Editor's note: This article was published September 23 in The Journal Record newspaper. This presentation has been edited to provide highlights that relate to OSHBA members.
By Brian Brus
Courtesy of The Journal Record
OKLAHOMA CITY - City Council members took a big step recently toward working around limitations imposed by the state Legislature in dealing with dilapidated structures.
The amendments would significantly escalate fines and improve the assessment and recoupment of abatement costs associated with more than 12,000 abandoned properties in the city. The council unanimously supported the proposed ordinance changes. Further discussion is planned for Oct. 7, with a final vote Oct. 21.
City officials last year commissioned a study to clarify the effects of dilapidated properties and suggest a solution. The work by GSBS Richman Consulting found that vacant and abandoned buildings in Oklahoma City cost $2.7 billion in lost property values annually and $6.5 million in city services.
But then the Oklahoma Legislature quickly passed the Protect Property Rights Act to keep municipalities from creating such registries under the justification of protecting owners with well-kept properties from incurring unfair costs.
The bill was supported by the Oklahoma State Home Builders Association, Oklahoma Credit Union Association, Oklahoma Bankers Association and the National Federation of Independent Business.
City Councilman Pete White at the time said that legislators incorrectly perceived a conflict between personal rights and communal responsibility, and council members have since expressed frustration at how state government won't let municipalities govern themselves. Tuesday's ordinance language was a response to the constraints created by the new state law, City Manager Jim Couch said.

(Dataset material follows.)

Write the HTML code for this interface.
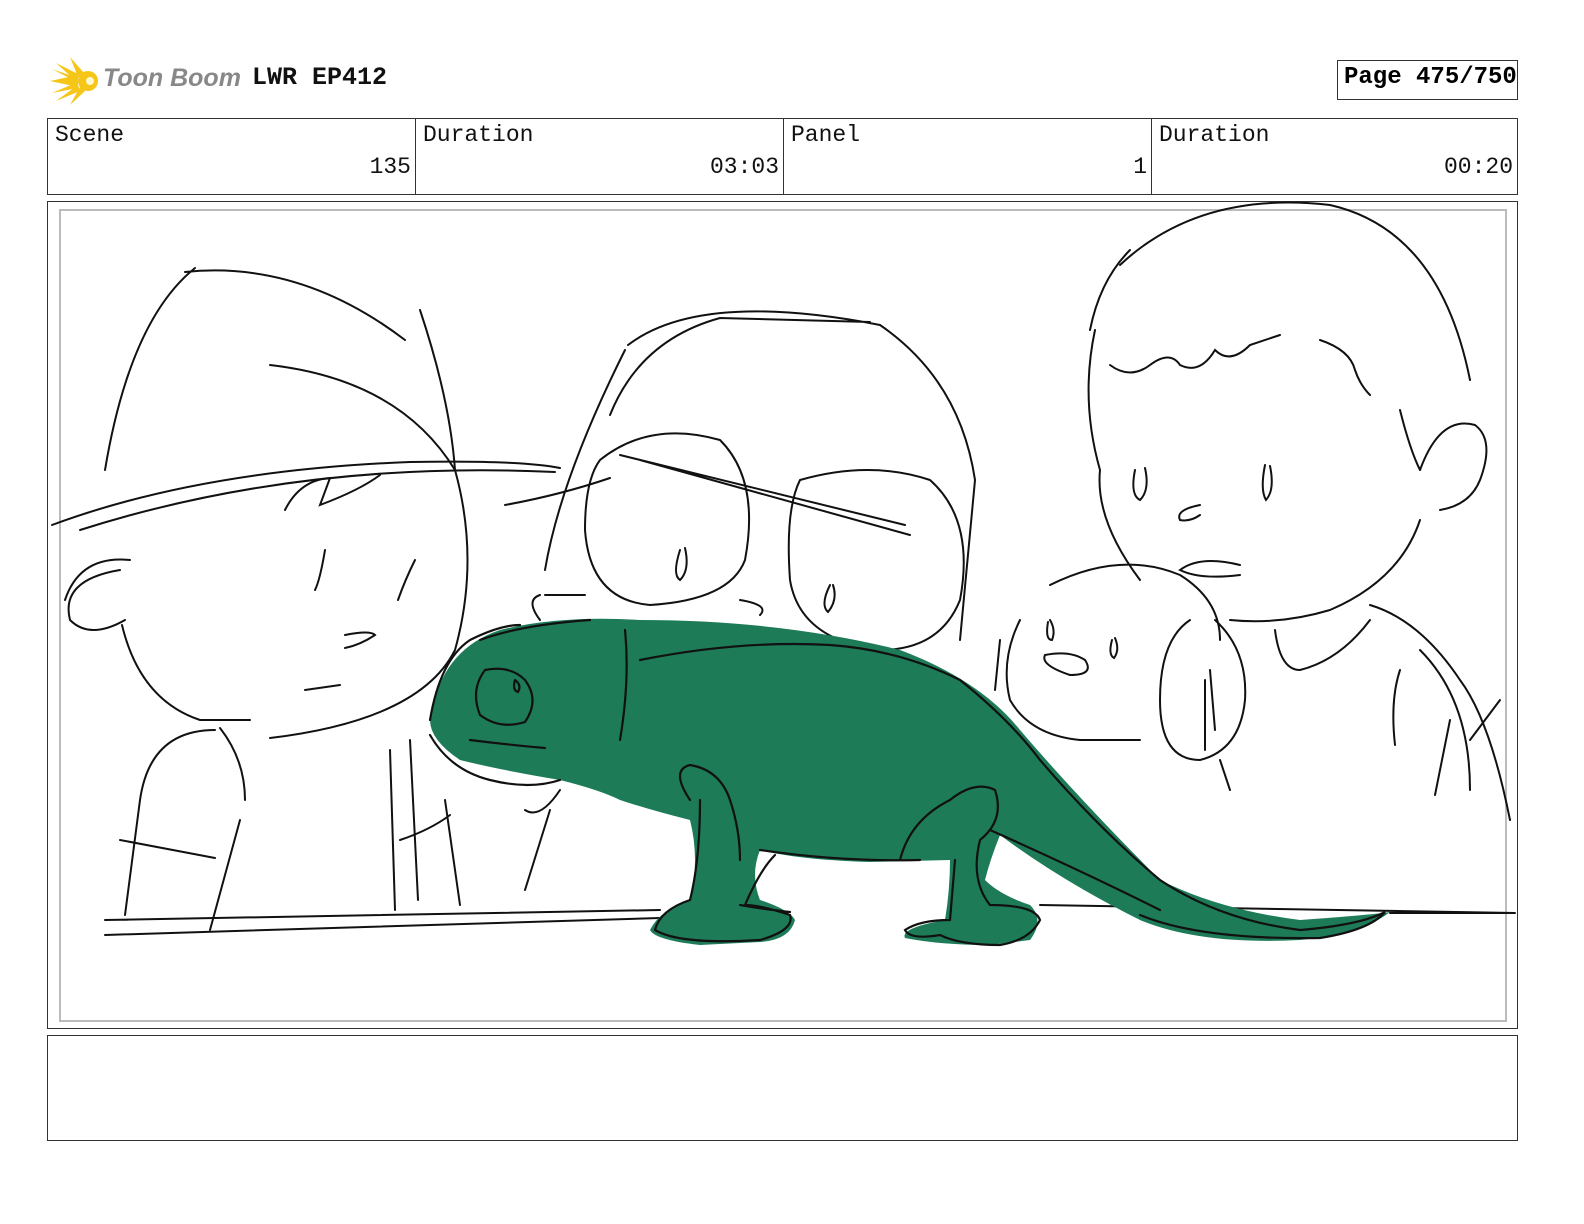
<!DOCTYPE html>
<html><head><meta charset="utf-8"><style>
body{margin:0;background:#fff;width:1584px;height:1224px;position:relative;overflow:hidden;font-family:"Liberation Mono",monospace}
.abs{position:absolute}
.cell{position:absolute;top:118px;height:77px;border:1px solid #333;box-sizing:border-box}
.lab{position:absolute;left:7px;top:3px;font-size:23px;color:#111}
.val{position:absolute;right:4px;top:35px;font-size:23px;color:#111}
</style></head><body>
<svg class="abs" style="left:48px;top:55px" width="60" height="52" viewBox="0 0 60 52">
<g fill="#f5c518">
<path d="M2 26 L30 20 L30 32Z"/><path d="M8 8 L32 20 L28 26Z"/><path d="M22 2 L36 18 L30 22Z"/><path d="M8 46 L30 30 L32 36Z"/><path d="M22 50 L32 32 L37 36Z"/><path d="M4 38 L30 27 L30 33Z"/><path d="M4 14 L30 23 L29 27Z"/>
<circle cx="40" cy="26" r="10"/></g><circle cx="42" cy="26" r="4" fill="#fff8d0"/></svg>
<div class="abs" style="left:103px;top:64px;font-family:'Liberation Sans',sans-serif;font-style:italic;font-weight:bold;font-size:25px;color:#888">Toon Boom</div>
<div class="abs" style="left:252px;top:63px;font-weight:bold;font-size:25px;color:#111">LWR EP412</div>
<div class="abs" style="left:1337px;top:60px;width:181px;height:40px;border:1px solid #333;box-sizing:border-box;font-weight:bold;font-size:24px;padding:3px 0 0 6px">Page 475/750</div>
<div class="cell" style="left:47px;width:369px"><span class="lab">Scene</span><span class="val">135</span></div>
<div class="cell" style="left:415px;width:369px"><span class="lab">Duration</span><span class="val">03:03</span></div>
<div class="cell" style="left:783px;width:369px"><span class="lab">Panel</span><span class="val">1</span></div>
<div class="cell" style="left:1151px;width:367px"><span class="lab">Duration</span><span class="val">00:20</span></div>
<div class="abs" style="left:47px;top:201px;width:1471px;height:828px;border:1px solid #333;box-sizing:border-box"></div>
<div class="abs" style="left:59px;top:209px;width:1448px;height:813px;border:2px solid #bbb;box-sizing:border-box"></div>
<div class="abs" style="left:47px;top:1035px;width:1471px;height:106px;border:1px solid #333;box-sizing:border-box"></div>
<svg class="abs" style="left:0;top:0" width="1584" height="1224" fill="none" stroke="#111" stroke-width="2" stroke-linecap="round">
<!-- left kid -->
<path d="M185 272 Q300 260 405 340 M195 268 Q130 320 105 470 M420 310 Q450 400 455 470"/>
<path d="M270 365 Q400 380 455 470 Q480 560 455 650 Q420 720 270 738"/>
<path d="M52 525 Q200 470 410 462 Q520 460 560 468 M80 530 Q300 460 555 472"/>
<path d="M285 510 Q300 480 330 478 L320 505 Q360 490 380 475"/>
<path d="M120 570 Q60 580 70 620 Q90 640 125 620 M130 560 Q80 555 65 600"/>
<path d="M122 625 Q140 700 200 720 L250 720 M325 550 Q320 580 315 590 M415 560 Q405 580 398 600 M345 635 Q370 630 375 635 Q360 645 345 648 M305 690 L340 685"/>
<path d="M215 730 Q150 730 140 800 L125 915 M220 728 Q245 760 245 800 M120 840 L215 858 M240 820 L210 930 M390 750 L395 910 M410 740 L418 900 M445 800 L460 905 M400 840 Q430 830 450 815"/>
<!-- middle kid -->
<path d="M628 345 Q700 290 880 325 Q960 380 975 480 L960 640 M610 415 Q640 340 720 318 L870 322"/>
<path d="M505 505 Q560 495 610 478 M545 570 Q560 480 625 350"/>
<path d="M600 460 Q650 420 720 440 Q760 480 745 560 Q730 600 650 605 Q590 600 585 530 Q585 480 600 460"/>
<path d="M800 480 Q870 460 930 480 Q975 520 960 600 Q940 650 880 650 Q800 640 790 580 Q785 510 800 480"/>
<path d="M640 460 L910 535 M620 455 L905 525"/>
<path d="M680 550 Q672 575 680 580 Q690 570 685 548 M830 585 Q820 605 828 612 Q838 600 833 585"/>
<path d="M540 595 Q525 600 540 620 M545 595 L585 595 M740 600 Q770 605 760 615"/>
<path d="M525 810 Q540 820 560 790 M525 890 L550 810"/>
<!-- right kid -->
<path d="M1120 265 Q1200 190 1330 205 Q1440 230 1470 380 M1095 330 Q1080 400 1100 470 Q1095 520 1140 580 M1130 250 Q1100 280 1090 330"/>
<path d="M1110 365 Q1130 380 1150 365 Q1170 350 1180 365 Q1200 375 1215 350 Q1230 365 1250 345 Q1265 340 1280 335 M1320 340 Q1350 350 1355 370 Q1360 385 1370 395"/>
<path d="M1420 470 Q1440 415 1475 425 Q1495 440 1480 480 Q1470 505 1440 510 M1400 410 Q1410 450 1420 470"/>
<path d="M1420 520 Q1400 580 1330 610 Q1280 625 1230 620 M1240 565 Q1200 555 1180 570 Q1200 580 1240 575"/>
<path d="M1135 470 Q1130 495 1140 500 Q1150 490 1145 468 M1265 465 Q1260 490 1266 500 Q1275 490 1270 466 M1200 505 Q1175 510 1180 520 Q1190 522 1200 515"/>
<path d="M1275 630 Q1280 670 1300 670 Q1340 660 1370 620 M1370 605 Q1420 620 1460 680 Q1490 720 1510 820 M1400 670 Q1390 700 1395 745 M1420 650 Q1470 700 1470 790 M1450 720 L1435 795 M1470 740 L1500 700"/>
<!-- dog -->
<path d="M1050 585 Q1120 550 1180 575 Q1220 600 1220 640 M1020 620 Q1000 660 1010 700 Q1030 735 1080 740 L1140 740 M1000 640 L995 690"/>
<path d="M1190 620 Q1160 640 1160 700 Q1160 760 1200 760 Q1240 750 1245 700 Q1248 650 1215 620 M1220 760 L1230 790"/>
<path d="M1045 655 Q1040 665 1070 675 Q1095 675 1085 660 Q1070 650 1045 655 M1048 622 Q1045 640 1052 640 Q1056 630 1050 620 M1112 640 Q1108 655 1114 658 Q1120 650 1115 638"/>
<path d="M1210 670 L1215 730 M1205 680 L1205 750"/>
<path d="M105 935 L660 918 M105 920 L660 910 M1040 905 L1515 913 M1390 913 L1515 913"/>
</svg>
<svg class="abs" style="left:0;top:0" width="1584" height="1224">
<path fill="#1e7b58" d="M430 720 Q440 650 500 630 Q560 615 640 620 Q780 620 900 650 Q980 680 1020 730 Q1080 800 1160 880 Q1220 910 1300 920 Q1370 915 1390 912 Q1360 935 1300 940 Q1200 945 1140 920 Q1060 880 1000 835 Q990 860 985 880 Q1000 895 1030 905 Q1045 920 1030 940 L990 945 Q940 945 905 938 Q900 928 945 920 Q950 890 950 860 L870 862 Q800 860 760 850 Q750 875 760 900 Q790 910 795 920 Q790 940 760 942 L700 945 Q655 940 650 930 Q660 910 690 900 Q700 860 690 820 Q650 810 620 800 Q600 790 560 780 Q500 770 460 760 Q430 740 430 720Z"/>
<g fill="none" stroke="#111" stroke-width="2.2" stroke-linecap="round">
<path d="M430 720 Q440 660 470 640 Q500 625 520 625 M480 640 Q520 625 590 620 M470 740 Q510 745 545 748 M430 735 Q450 770 490 780 Q530 790 560 780"/>
<path d="M485 670 Q470 690 480 715 Q500 730 525 722 Q540 700 525 680 Q510 665 485 670 M515 680 Q512 690 518 692 Q522 685 515 680"/>
<path d="M625 630 Q630 680 620 740 M640 660 Q740 640 830 645 Q900 650 960 680 Q1010 720 1040 760 Q1100 830 1160 880 Q1220 920 1300 930 Q1360 925 1385 912 Q1370 930 1320 938 Q1200 940 1140 915 M990 830 Q1080 870 1160 910"/>
<path d="M690 800 Q670 770 690 765 Q720 770 730 800 Q740 830 740 860 M700 800 Q700 860 690 900 Q660 910 655 930 Q680 945 760 940 Q795 930 790 915 Q760 905 745 905 Q760 870 775 855 M740 905 Q770 910 790 912"/>
<path d="M760 850 Q840 862 920 860 M950 800 Q975 780 995 790 Q1005 820 980 840 Q970 880 990 905 Q1035 905 1040 920 Q1030 940 1000 945 Q960 945 940 935 Q910 940 905 930 Q920 920 950 920 M955 860 L950 920 M900 860 Q910 820 950 800"/>
</g></svg>
</body></html>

Bob Tener, the city's development services director, said staff has rebuilt last year's abandoned buildings ordinance to create what he called an escalation strategy for fines related to exterior property maintenance code violations, with penalties rising from $100 to $300 and $500 on subsequent responses by city employees.
"The proposed ordinance will create a schedule of escalating class A fines to increase the pressure on the offender to remedy the problem," Couch said in a supporting memo to council members.